= Logbook of The World =

Amateur radio verification database

Logbook of the World Logo

Logbook of the World (LoTW) is a web-accessed database provided by the American Radio Relay League (ARRL) to implement a contact verification service among amateur radio operators. Using LoTW, radio amateurs (hams) are able to claim and verify contacts (QSOs) made with other amateurs, generally for claiming credit for operating awards, such as DXCC. Previously, hams had to rely on paper QSL cards and submit to ARRL; a slow and somewhat expensive process. LoTW began operation in 2003.

==Confirmation process==

The LoTW system uses "secure" authentication using cryptographic key distribution. An amateur's computer-based logbook, in ADIF or Cabrillo format, have to be "signed" using a key obtained from ARRL. (Logbook data includes callsigns and locations of stations, contact time, frequency, and operating mode.) ARRL assigns such keys to amateurs who appear in the U.S. FCC licensing database or to non-US amateurs who provide alternate proof of identity.

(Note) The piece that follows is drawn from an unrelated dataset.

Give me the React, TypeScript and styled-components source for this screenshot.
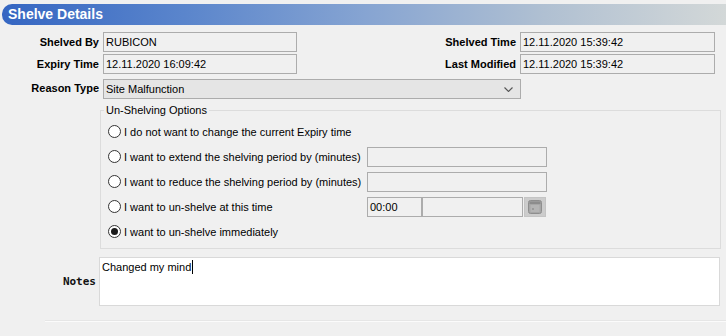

Once a log file is signed using ARRL's "TrustedQSL" (or equivalent) program, it is uploaded to the ARRL server and entered in the database.

Log records in the LoTW database are automatically compared so that when a contact at a particular time, operating mode, and frequency band is claimed by both participating amateurs (both of whom must have submitted their logs), a "QSL" (confirmation) is declared for a later award claim, e.g., for contacts with all U.S. states or 100 different countries. The matching process is blind, meaning that neither of the two stations can see pending confirmations before they uploaded a matching record. The LoTW QSL is purely electronic; there are no paper confirmations. However, a participant is able to print out a record of each confirmed contact, complete with its LOTW record number.

A LoTW-registered amateur is able to log into the LoTW website to view their logged QSOs and the verified QSL matches. When the amateur obtains a sufficient number of LoTW and/or traditional paper QSLs, they are able to apply for an ARRL award. As of January 2012, LoTW credit could be used for credit for awards issued by the ARRL and by CQ Magazine. The ARRL does not recognize other web-based QSL systems, such as eQSL, for awards credit.

==Statistics==

As of May 26, 2022 the LoTW server provided the following information:

LOTW Statistics (May 26, 2022)
| 1,527,031,336 | QSO records have been entered into the system. |
| 329,084,756 | QSL records have resulted. |
| 159,231 | Users are registered in the system |
| 227,651 | Certificates are active |
| 55,553,189 | User files have been processed |
| 21.6% | Percentage of submitted QSO records confirmed as QSL records |

==Software==

All registered LoTW users have access to the main user data site: lotw.arrl.org. The TrustedQSL software for certificate management and logbook signing is available through the main LoTW information site: www.arrl.org/logbook-of-the-world. Versions of this software were available for many versions of Windows, Macintosh, and Linux operating systems.

Programmers' information and source code are available at trustedqsl.sourceforge.net, in particular the 2001 design specification.

LoTW functions are integrated into a number of amateur radio logging software packages, simplifying the signing and upload process.

==2024 Network Access Incident==

On May 16, 2024, the ARRL announced that it was responding to a "serious incident involving access" to its network and headquarters-based systems. This incident resulted in access to Logbook of the World being unavailable. According to one source, the incident is of cyberattack nature.